Without naming Reliance Jio, Dish TV India CMD Jawahar Goel said that the company doesn’t see any threat from IPTV. Jio had recently acquired controlling stakes in Hathway Cable and Datacom and DEN Networks to give a leg-up to its fibre to the home (FTTH) service JioGigaFiber.

“With limited takers for fibre or fixed line broadband, watching television through IPTV is going to be even scarce. Infact, post running an internal analysis, we see less than 1% of our subscriber base to be vulnerable to any kind of IPTV threat in the forseeable future. Our competitive strength in the rural market ring fences our subscriber base almost completely,” Goel said.

“We remain extremely confident about our business and our strong financials give us the courage to compete against anyone in this space. That said, we continue to focus on growth with profitability keeping in mind our objective of maximizing shareholder returns while aggressively investing in the business.”

The company said it has saved millions of dollars in cost synergies by bringing together Sales, Service, Backend and Marketing operations Dish TV and Videocon d2h. Interest costs continued to decline post renegotiation of debt. Debt repayments were as per schedule and the company aims to be debt free in two years.

The company further stated that capex synergies remain on track and set top box cost (STB) negotiations should help achieve the Rs. 1,100 million estimated savings during the fiscal.

While acknowledging the disruption in the market, Dish TV Inida Group CEO Anil Dua said that there is change but a lot of it is exaggeration as well.

“We acknowledge the new choices that the television consumer is getting exposed to but you can’t undermine the unique dynamics of India as a consuming nation. The television consumer likes flexibility but not at the cost of affordability. We still are a nation with 98% of the households having a single TV at home and with more than 79% CRTV’s. Our soon to be launched ‘SMRT Stick’ will be the ideal value for money offering for TV households to convert their CRTV’s into Smart TV’s and experience OTT content,” he contended.

Dish TV’s soon to be launched OTT platform and Connected Box are two of the many initiatives in the pipeline that will position Dish TV at par with some other contemporary offerings that the present day urban television consumer is exploring.
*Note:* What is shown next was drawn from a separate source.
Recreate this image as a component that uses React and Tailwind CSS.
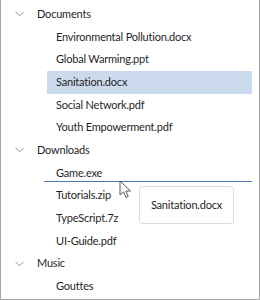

“What would differentiate us from the crowd would be Dish TV’s unique advantage of being able to offer content through both, the traditional and streaming medium thus enabling consumers to keep their TV viewing costs under check. Our confidence on the success of this hybrid offering stems from the fact that linear television offers what no OTT offering can, and not vice-versa. Unlike most competitors, our OTT offering would be a fair mix of original content, linear TV channels and catch-up content,” added Dua.

Dish TV’s Connected Box would empower the new age consumer to watch both, streaming content as well as linear television using DTH technology, at cost effective prices thus offering them excellent value for money.

Dish TV recently appointed Ranveer Singh, a leading film actor with an edgy and youthful attitude, as its new brand ambassador ahead of the festive season. A new campaign, designed to showcase the Dish TV brand in a completely new, bold avatar signaling a new phase in the brand’s life cycle was also launched.

The brand TVC featuring Ranveer Singh, shows him in different situations with DishTV playing on his mind.

The product window talks of its upcoming SMRT Stick for streaming online videos, 5X HD Clarity and unlimited entertainment packs, suggesting how DishTV is adding fun and entertaining moments to the lives of its customers through innovative new products and services.